I let myself feel shame for a moment and then I said, “Yes, really.”
I thought to myself, this is the woman that I want my son to know: expressive, fearless, free, and fun.
The next day, when my son and I were planning our schedule for the day, he insisted that we include dance party. He loves this time together. He doesn’t really dance. He’ll wiggle around a little and then engage me in a chase around the dining room table, or we will throw foam rockets at each other, but the whole thing has evolved into something that works for both of us, and it has found a place in our daily routine.
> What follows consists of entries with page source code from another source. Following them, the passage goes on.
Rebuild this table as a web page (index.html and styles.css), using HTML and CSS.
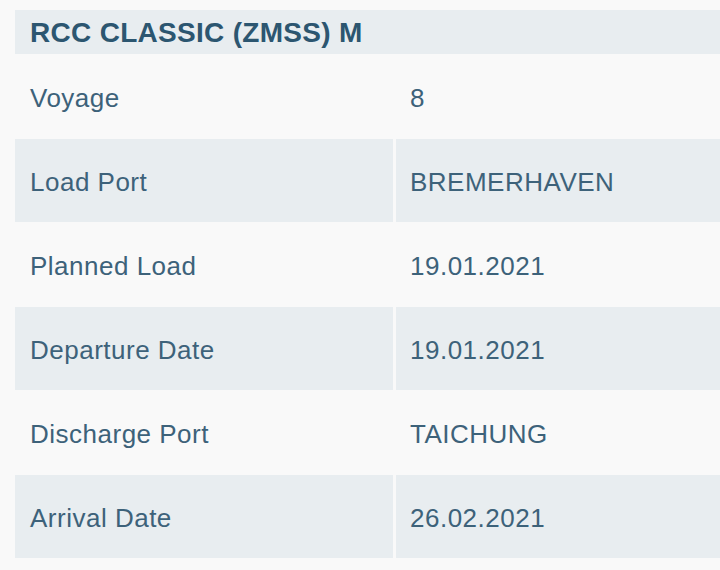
FILE: index.html
```html
<!DOCTYPE html>
<html>
<head>
<meta charset="utf-8">
<link rel="stylesheet" href="styles.css">
</head>
<body>
<div class="card">
  <div class="title">RCC CLASSIC (ZMSS) M</div>
  <div class="table">
    <div class="row">
      <div class="cell label">Voyage</div>
      <div class="cell value">8</div>
    </div>
    <div class="row shaded">
      <div class="cell label">Load Port</div>
      <div class="cell value">BREMERHAVEN</div>
    </div>
    <div class="row">
      <div class="cell label">Planned Load</div>
      <div class="cell value">19.01.2021</div>
    </div>
    <div class="row shaded">
      <div class="cell label">Departure Date</div>
      <div class="cell value">19.01.2021</div>
    </div>
    <div class="row">
      <div class="cell label">Discharge Port</div>
      <div class="cell value">TAICHUNG</div>
    </div>
    <div class="row shaded">
      <div class="cell label">Arrival Date</div>
      <div class="cell value">26.02.2021</div>
    </div>
  </div>
</div>
</body>
</html>
```
FILE: styles.css
```css
html, body {
  margin: 0;
  padding: 0;
  background: #f9f9f9;
}
body {
  width: 720px;
  height: 570px;
  overflow: hidden;
  font-family: "Liberation Sans", Arial, sans-serif;
}
.card {
  padding: 10px 0 0 15px;
}
.title {
  height: 44px;
  box-sizing: border-box;
  background: #e8edf0;
  color: #2c5670;
  font-weight: bold;
  font-size: 28px;
  letter-spacing: 0.3px;
  line-height: 44px;
  padding: 1px 0 0 15px;
  margin-bottom: 1px;
}
.table {
  display: flex;
  flex-direction: column;
  gap: 1px;
}
.row {
  display: grid;
  grid-template-columns: 378px 1fr;
  column-gap: 3px;
  height: 83px;
}
.cell {
  display: flex;
  align-items: center;
  box-sizing: border-box;
  padding-top: 3px;
  color: #3d627a;
  font-size: 26px;
  letter-spacing: 0.5px;
}
.label {
  padding-left: 15px;
}
.value {
  padding-left: 14px;
}
.shaded .cell {
  background: #e8edf0;
}
```
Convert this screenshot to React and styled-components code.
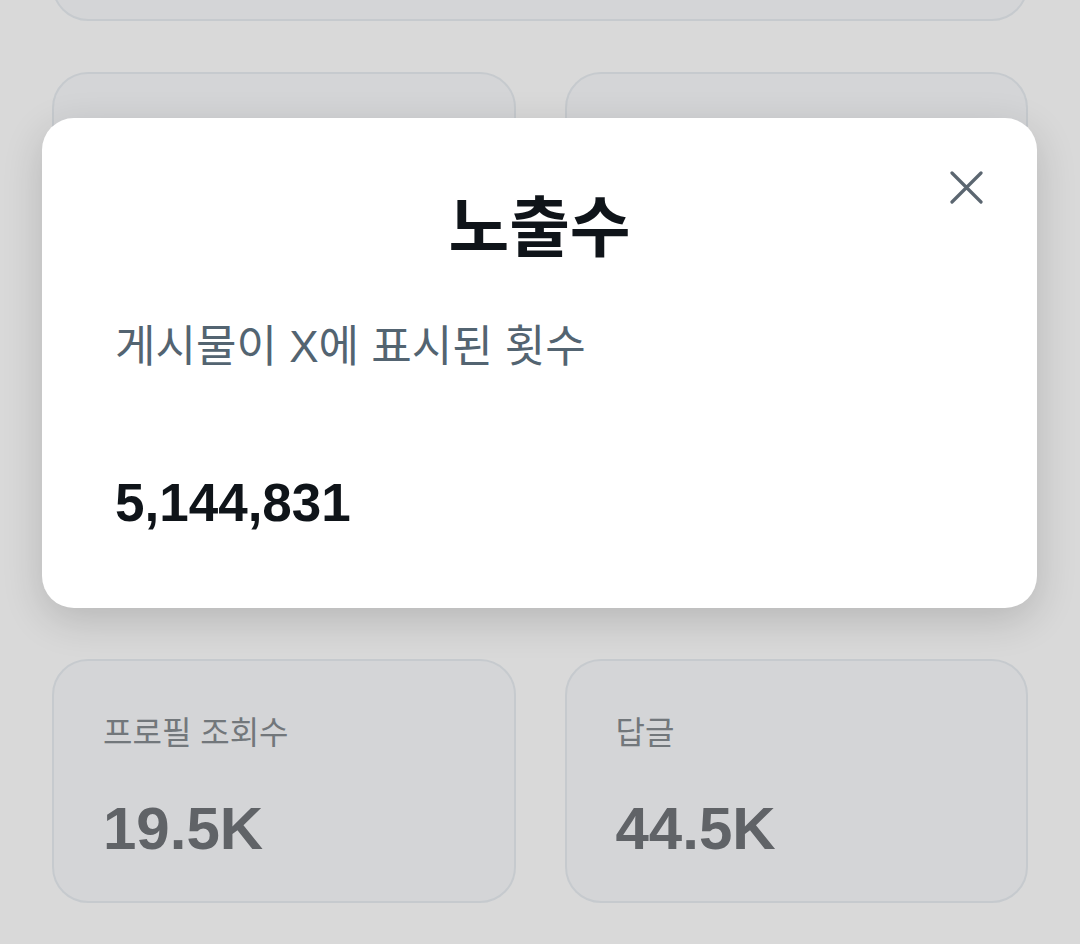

Most days our evening schedule goes dinner, digestion rest, dance party, shower, a little bit of nintendo (Daddy is responsible for introducing him to that) and books then sleep. Daddy even joins us for dance party now, and we’ve agreed that this will continue to be our nightly ritual when I return to work.
You see, I have no one to blame but myself for dancing less. I also don’t aspire to do it for others’ entertainment. I am giving myself permission to crank it up and unleash the drama on my living room with reckless abandon.
Everyone should give themselves this permission. There’s a kind of therapy that comes with dancing that you can’t get from talking about what ails you or moving in any other way. There is a reason why people have been doing it since time immemorial. You deserve this kind for connection to yourself and freedom to express yourself as much as anyone else.